**Exercise:** Do not copy the pictures; transcribe all other material exactly.

**Source material:**
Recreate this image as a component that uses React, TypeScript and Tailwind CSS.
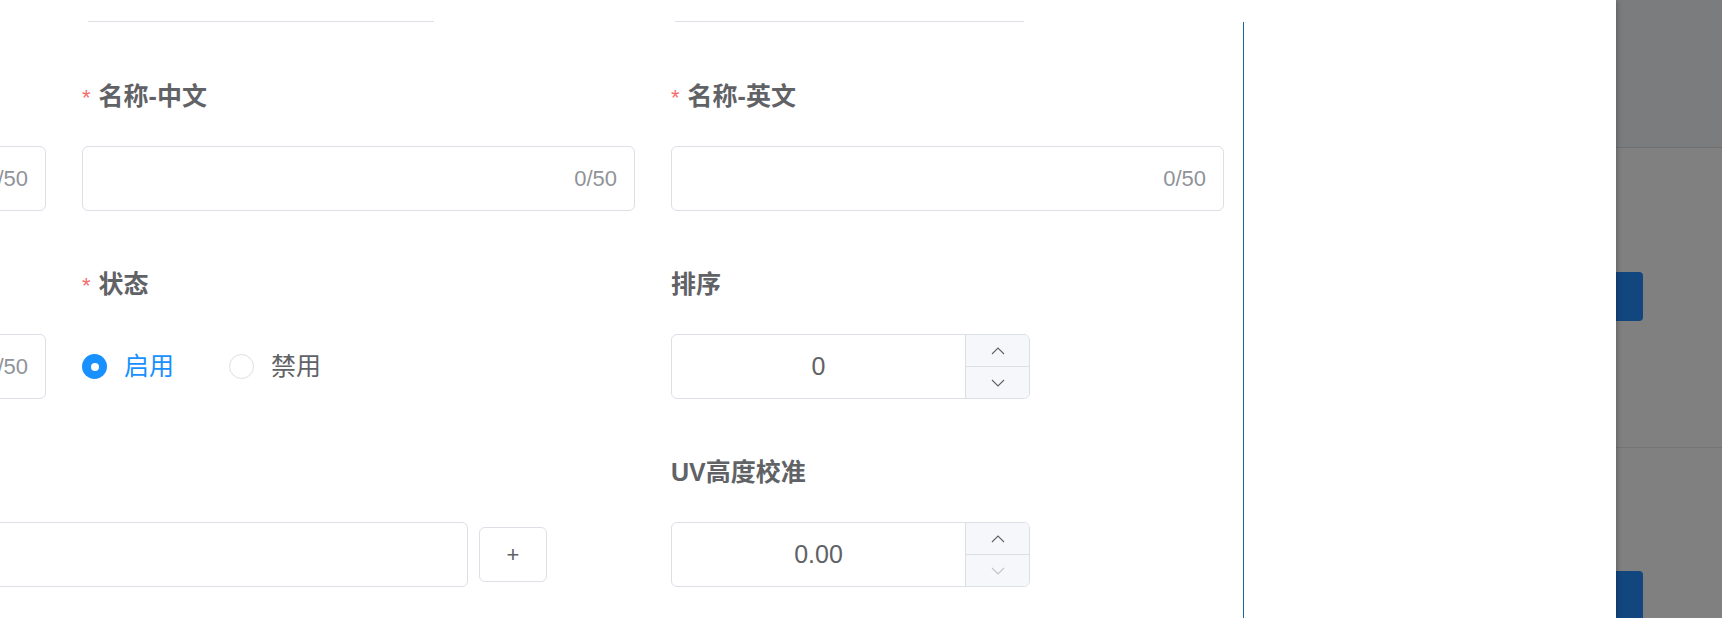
import React from "react";

const font = { fontFamily: '"Liberation Sans", "Noto Sans CJK SC", sans-serif' };

function Label({ text, required }: { text?: string; required?: boolean }) {
  return (
    <div className="flex h-[40px] items-center text-[25px] font-semibold text-[#606266]">
      {required && <span className="mr-[8px] text-[22px] font-normal text-[#f56c6c]">*</span>}
      {text}
    </div>
  );
}

function CountInput() {
  return (
    <div className="flex h-[65px] items-center justify-end rounded-[6px] border border-[#dcdfe6] bg-white pr-[17px] text-[22px] text-[#909399]">
      0/50
    </div>
  );
}

function Chevron({ up, disabled }: { up?: boolean; disabled?: boolean }) {
  return (
    <svg width="16" height="10" viewBox="0 0 16 10" fill="none">
      <path
        d={up ? "M2 8 L8 2 L14 8" : "M2 2 L8 8 L14 2"}
        stroke={disabled ? "#c0c4cc" : "#606266"}
        strokeWidth="1.1"
      />
    </svg>
  );
}

function NumberInput({ value, downDisabled }: { value: string; downDisabled?: boolean }) {
  return (
    <div className="flex h-[65px] w-[359px] overflow-hidden rounded-[6px] border border-[#dcdfe6] bg-white">
      <div className="flex flex-1 items-center justify-center text-[25px] text-[#606266]">{value}</div>
      <div className="flex w-[64px] flex-col border-l border-[#dcdfe6] bg-[#f5f7fa]">
        <div className="flex flex-1 items-center justify-center border-b border-[#dcdfe6]">
          <Chevron up />
        </div>
        <div className="flex flex-1 items-center justify-center">
          <Chevron disabled={downDisabled} />
        </div>
      </div>
    </div>
  );
}

function Radio({ label, checked }: { label: string; checked?: boolean }) {
  return (
    <div className="flex items-center">
      {checked ? (
        <span className="flex h-[25px] w-[25px] items-center justify-center rounded-full bg-[#1890ff]">
          <span className="h-[8px] w-[8px] rounded-full bg-white" />
        </span>
      ) : (
        <span className="h-[25px] w-[25px] rounded-full border border-[#dcdfe6] bg-white" />
      )}
      <span className={`ml-[17px] text-[25px] ${checked ? "text-[#1890ff]" : "text-[#606266]"}`}>
        {label}
      </span>
    </div>
  );
}

function Item({ label, required, children, className }: { label?: string; required?: boolean; children: React.ReactNode; className?: string }) {
  return (
    <div className={`flex flex-col gap-[29px] ${className ?? ""}`}>
      <Label text={label} required={required} />
      {children}
    </div>
  );
}

export default function App() {
  return (
    <div className="flex h-[618px] w-[1722px] overflow-hidden bg-[#808080]" style={font}>
      <div className="relative z-10 flex h-full w-[1616px] shrink-0 bg-white shadow-[0_0_6px_rgba(0,0,0,0.35)]">
        <div className="h-full w-[1243px] shrink-0 overflow-hidden">
          <div className="ml-[-507px] pt-[21px]">
            <div className="mb-[55px] grid grid-cols-[553px_553px_553px] gap-x-[36px]">
              <div />
              <div className="ml-[6px] h-px w-[346px] bg-[#dcdfe6]" />
              <div className="ml-[4px] h-px w-[349px] bg-[#dcdfe6]" />
            </div>
            <div className="grid grid-cols-[553px_553px_553px] gap-x-[36px] gap-y-[54px]">
              <Item>
                <CountInput />
              </Item>
              <Item label="名称-中文" required>
                <CountInput />
              </Item>
              <Item label="名称-英文" required>
                <CountInput />
              </Item>

              <Item>
                <CountInput />
              </Item>
              <Item label="状态" required>
                <div className="flex h-[65px] items-center gap-[55px]">
                  <Radio label="启用" checked />
                  <Radio label="禁用" />
                </div>
              </Item>
              <Item label="排序">
                <NumberInput value="0" />
              </Item>

              <Item className="col-span-2">
                <div className="flex h-[65px] items-center gap-[11px] pr-[88px]">
                  <div className="h-[65px] flex-1 rounded-[6px] border border-[#dcdfe6] bg-white" />
                  <button className="flex h-[55px] w-[68px] items-center justify-center rounded-[6px] border border-[#dcdfe6] bg-white text-[22px] text-[#606266]">
                    +
                  </button>
                </div>
              </Item>
              <Item label="UV高度校准">
                <NumberInput value="0.00" downDisabled />
              </Item>
            </div>
          </div>
        </div>
        <div className="mt-[22px] flex-1 border-l border-[#176c9c]" />
      </div>
      <div className="flex flex-1 flex-col">
        <div className="h-[148px] shrink-0 border-b border-[#6e6f71] bg-[#7b7c7e]" />
        <div className="h-[300px] shrink-0 border-b border-[#737476] bg-[#808080] pt-[124px]">
          <div className="h-[49px] w-[27px] rounded-r-[4px] bg-[#12467f]" />
        </div>
        <div className="flex-1 bg-[#808080] pt-[123px]">
          <div className="h-[60px] w-[27px] rounded-r-[4px] bg-[#12467f]" />
        </div>
      </div>
    </div>
  );
}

**Solution to this task:**
Recreate this image as a component that uses React, TypeScript and Tailwind CSS.
import React from "react";

const font = { fontFamily: '"Liberation Sans", "Noto Sans CJK SC", sans-serif' };

function Label({ text, required }: { text?: string; required?: boolean }) {
  return (
    <div className="flex h-[40px] items-center text-[25px] font-semibold text-[#606266]">
      {required && <span className="mr-[8px] text-[22px] font-normal text-[#f56c6c]">*</span>}
      {text}
    </div>
  );
}

function CountInput() {
  return (
    <div className="flex h-[65px] items-center justify-end rounded-[6px] border border-[#dcdfe6] bg-white pr-[17px] text-[22px] text-[#909399]">
      0/50
    </div>
  );
}

function Chevron({ up, disabled }: { up?: boolean; disabled?: boolean }) {
  return (
    <svg width="16" height="10" viewBox="0 0 16 10" fill="none">
      <path
        d={up ? "M2 8 L8 2 L14 8" : "M2 2 L8 8 L14 2"}
        stroke={disabled ? "#c0c4cc" : "#606266"}
        strokeWidth="1.1"
      />
    </svg>
  );
}

function NumberInput({ value, downDisabled }: { value: string; downDisabled?: boolean }) {
  return (
    <div className="flex h-[65px] w-[359px] overflow-hidden rounded-[6px] border border-[#dcdfe6] bg-white">
      <div className="flex flex-1 items-center justify-center text-[25px] text-[#606266]">{value}</div>
      <div className="flex w-[64px] flex-col border-l border-[#dcdfe6] bg-[#f5f7fa]">
        <div className="flex flex-1 items-center justify-center border-b border-[#dcdfe6]">
          <Chevron up />
        </div>
        <div className="flex flex-1 items-center justify-center">
          <Chevron disabled={downDisabled} />
        </div>
      </div>
    </div>
  );
}

function Radio({ label, checked }: { label: string; checked?: boolean }) {
  return (
    <div className="flex items-center">
      {checked ? (
        <span className="flex h-[25px] w-[25px] items-center justify-center rounded-full bg-[#1890ff]">
          <span className="h-[8px] w-[8px] rounded-full bg-white" />
        </span>
      ) : (
        <span className="h-[25px] w-[25px] rounded-full border border-[#dcdfe6] bg-white" />
      )}
      <span className={`ml-[17px] text-[25px] ${checked ? "text-[#1890ff]" : "text-[#606266]"}`}>
        {label}
      </span>
    </div>
  );
}

function Item({ label, required, children, className }: { label?: string; required?: boolean; children: React.ReactNode; className?: string }) {
  return (
    <div className={`flex flex-col gap-[29px] ${className ?? ""}`}>
      <Label text={label} required={required} />
      {children}
    </div>
  );
}

export default function App() {
  return (
    <div className="flex h-[618px] w-[1722px] overflow-hidden bg-[#808080]" style={font}>
      <div className="relative z-10 flex h-full w-[1616px] shrink-0 bg-white shadow-[0_0_6px_rgba(0,0,0,0.35)]">
        <div className="h-full w-[1243px] shrink-0 overflow-hidden">
          <div className="ml-[-507px] pt-[21px]">
            <div className="mb-[55px] grid grid-cols-[553px_553px_553px] gap-x-[36px]">
              <div />
              <div className="ml-[6px] h-px w-[346px] bg-[#dcdfe6]" />
              <div className="ml-[4px] h-px w-[349px] bg-[#dcdfe6]" />
            </div>
            <div className="grid grid-cols-[553px_553px_553px] gap-x-[36px] gap-y-[54px]">
              <Item>
                <CountInput />
              </Item>
              <Item label="名称-中文" required>
                <CountInput />
              </Item>
              <Item label="名称-英文" required>
                <CountInput />
              </Item>

              <Item>
                <CountInput />
              </Item>
              <Item label="状态" required>
                <div className="flex h-[65px] items-center gap-[55px]">
                  <Radio label="启用" checked />
                  <Radio label="禁用" />
                </div>
              </Item>
              <Item label="排序">
                <NumberInput value="0" />
              </Item>

              <Item className="col-span-2">
                <div className="flex h-[65px] items-center gap-[11px] pr-[88px]">
                  <div className="h-[65px] flex-1 rounded-[6px] border border-[#dcdfe6] bg-white" />
                  <button className="flex h-[55px] w-[68px] items-center justify-center rounded-[6px] border border-[#dcdfe6] bg-white text-[22px] text-[#606266]">
                    +
                  </button>
                </div>
              </Item>
              <Item label="UV高度校准">
                <NumberInput value="0.00" downDisabled />
              </Item>
            </div>
          </div>
        </div>
        <div className="mt-[22px] flex-1 border-l border-[#176c9c]" />
      </div>
      <div className="flex flex-1 flex-col">
        <div className="h-[148px] shrink-0 border-b border-[#6e6f71] bg-[#7b7c7e]" />
        <div className="h-[300px] shrink-0 border-b border-[#737476] bg-[#808080] pt-[124px]">
          <div className="h-[49px] w-[27px] rounded-r-[4px] bg-[#12467f]" />
        </div>
        <div className="flex-1 bg-[#808080] pt-[123px]">
          <div className="h-[60px] w-[27px] rounded-r-[4px] bg-[#12467f]" />
        </div>
      </div>
    </div>
  );
}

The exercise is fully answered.